И, наконец, третье. Самое, на мой взгляд, интересное и плодотворное, — это предлагаемая автором концепция старости.
Как легко заметит читатель, страницы, посвященные ей, занимают в книге больше всего места. Мы уже заметили, что старостью философы, начиная по меньшей мере с Цицерона, занимались более всего. И все-таки Сергею Лишаеву удалось сказать важное и действительно новое слово в философском разговоре о ней, предложив и подробно разработав концепцию последней, «ветхой» старости как состояния пост биографического, в котором «происходят наиболее глубокие изменения в способе существования». Человек оставляет «логику самоутверждения», перерастает озабоченность собой, его «я» уже не заслоняет от него мира, «персональное время для него останавливается», и «старение (как факт возрастного самосознания) прекращается»: человек освобождается «от власти надситуативного времени».
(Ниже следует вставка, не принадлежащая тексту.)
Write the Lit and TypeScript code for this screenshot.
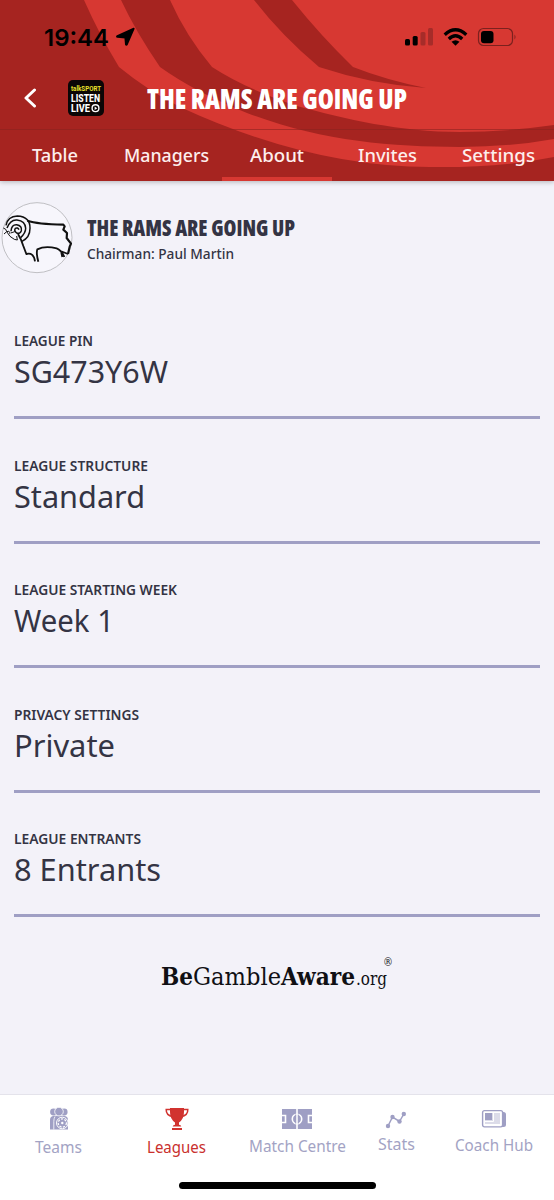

Мне вообще втайне думается, что вся книга написана в каком-то смысле для того, чтобы подвести к разговору о ветхой старости с ее «стоящим настоящим», временением, свободным от «времени трех измерений» — то есть традиционной триады прошлое — настоящее — будущее, с ее соотнесенностью с вневременным (право, подумаешь, читая, что именно это — лучшее из возрастных состояний, которого не только не надо бояться, — к нему, пожалуй, стоит стремиться). Но, чтобы в полном смысле об этом сказать, надо было именно написать всю книгу: показать, как все строение жизни к такому состоянию подводит.